Sinds 2007 bestaat er echter een soort politieke shortcut: personeelsleden die als verbindingsofficier werken op de beleidscel van een federaal minister of staatssecretaris kunnen toch worden bevorderd tot hoofdcommissaris, zelfs zonder aan de gewone voorwaarden te voldoen.
Die uitzondering, vastgelegd in artikel 135ter van de Exoduswet, leidt volgens De Vreese tot misbruik en rechtsonzekerheid, en creëert op zijn minst een perceptie van vriendjespolitiek. Met haar wetsvoorstel wil ze deze regeling schrappen.
“Uitzondering moet verdwijnen”
Volgens De Vreese is de uitzondering in artikel 135ter een slag in het gezicht van alle hoofdcommissarissen die wel streng geselecteerd zijn en wel moeten voldoen aan de normale voorwaarden.
“Die uitzondering was destijds al slecht onderbouwd. Die regeling heeft ook al tot heel wat geschillenprocedures geleid. Dat zorgt voor rechtsonzekerheid over de toepassing van dit artikel”, zegt Maaike De Vreese. “Deze afwijking moet verdwijnen. Het promotiesysteem binnen de politie moet eerlijk, professioneel en op basis van objectieve criteria.”

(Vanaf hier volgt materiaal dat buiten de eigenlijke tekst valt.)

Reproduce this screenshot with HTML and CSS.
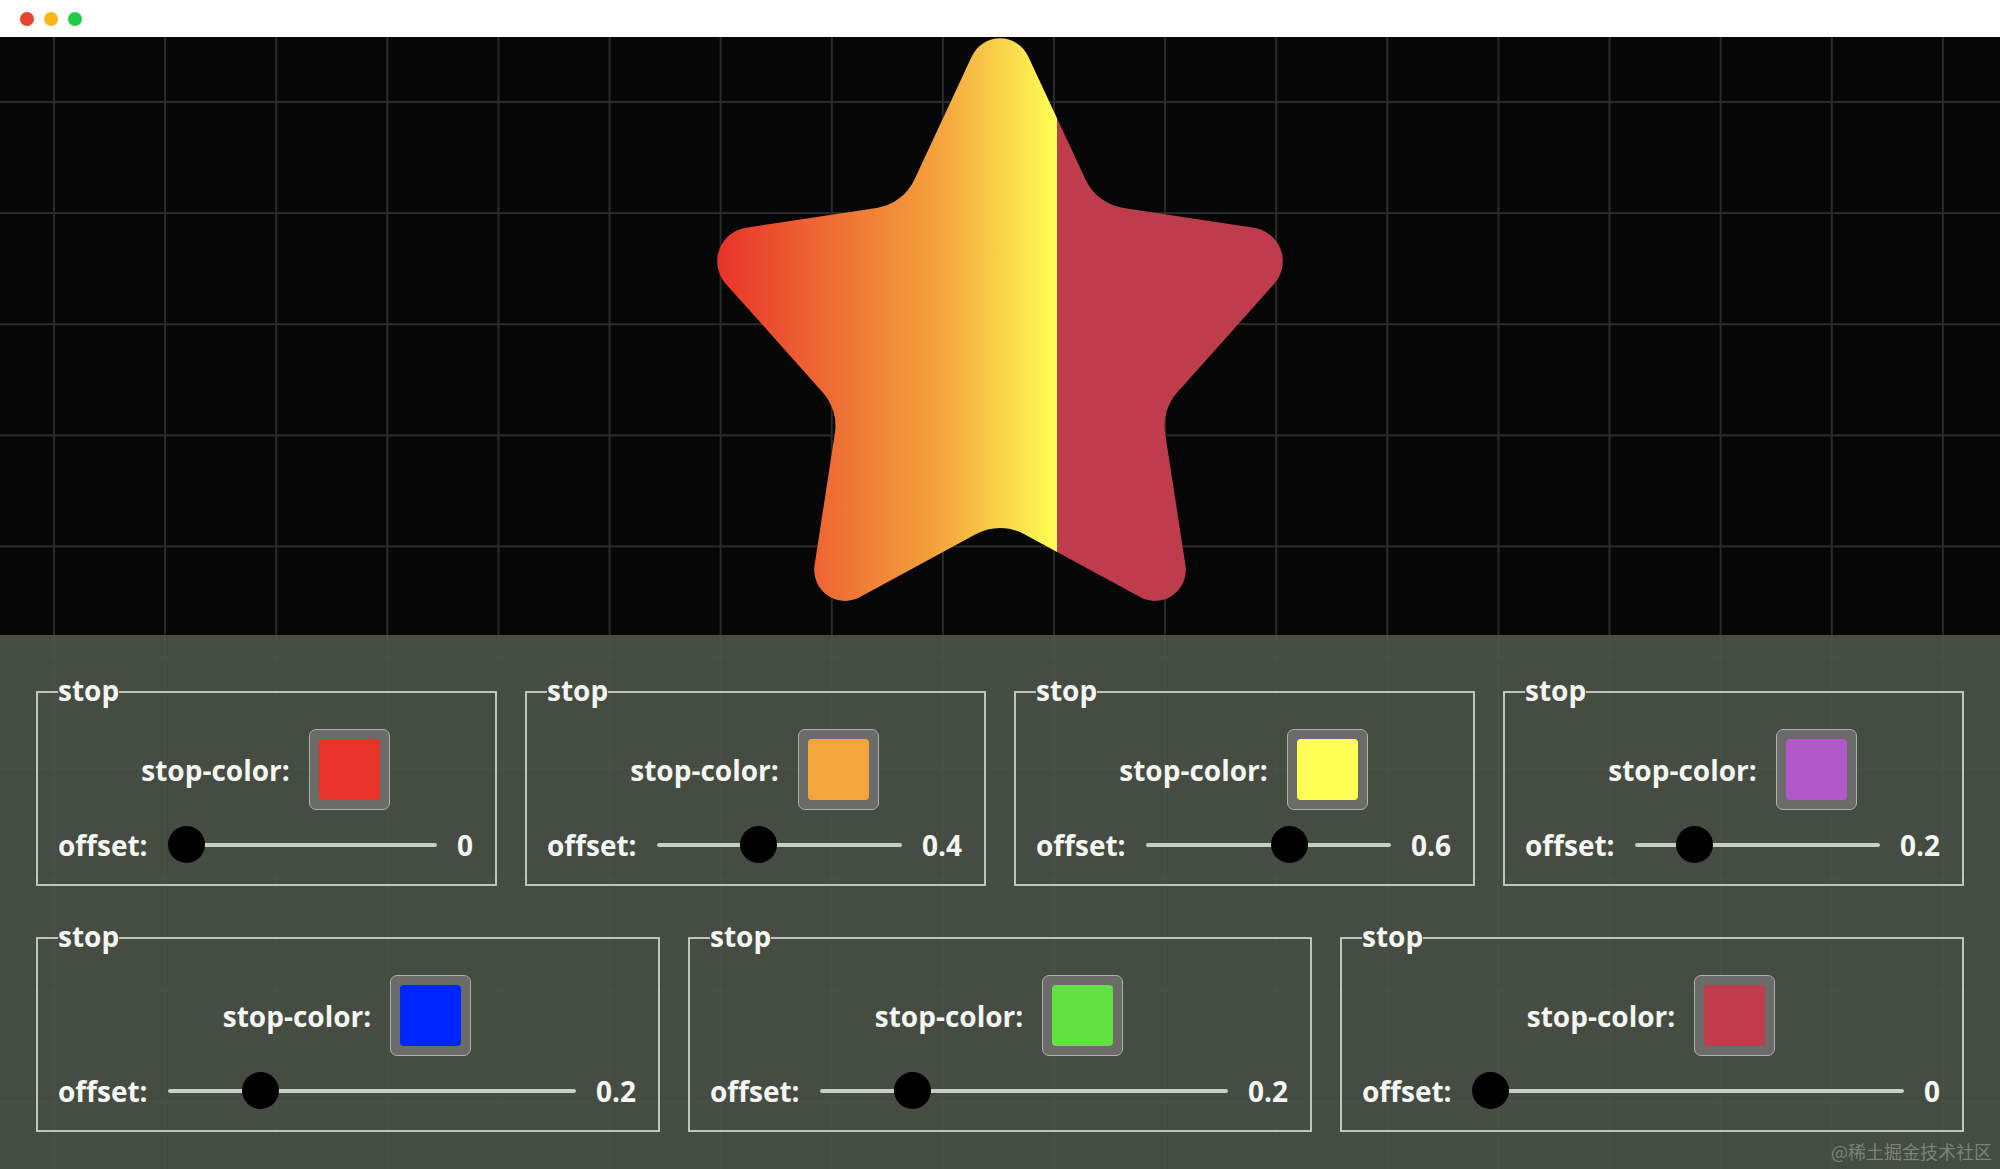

Bovendien wordt zelfs deze uitzondering met de voeten getreden. In de praktijk zijn er benoemingen gebeurd van mensen die zelfs niet voldeden aan de wettelijke voorwaarden voor de uitzondering, terwijl andere personeelsleden in een gelijkaardige positie dan weer níet van deze afwijking konden profiteren. “Dat stinkt naar oude politieke cultuur. Daarom dien ik een voorstel in om deze anomalie uit de wet te schrappen”, besluit De Vreese.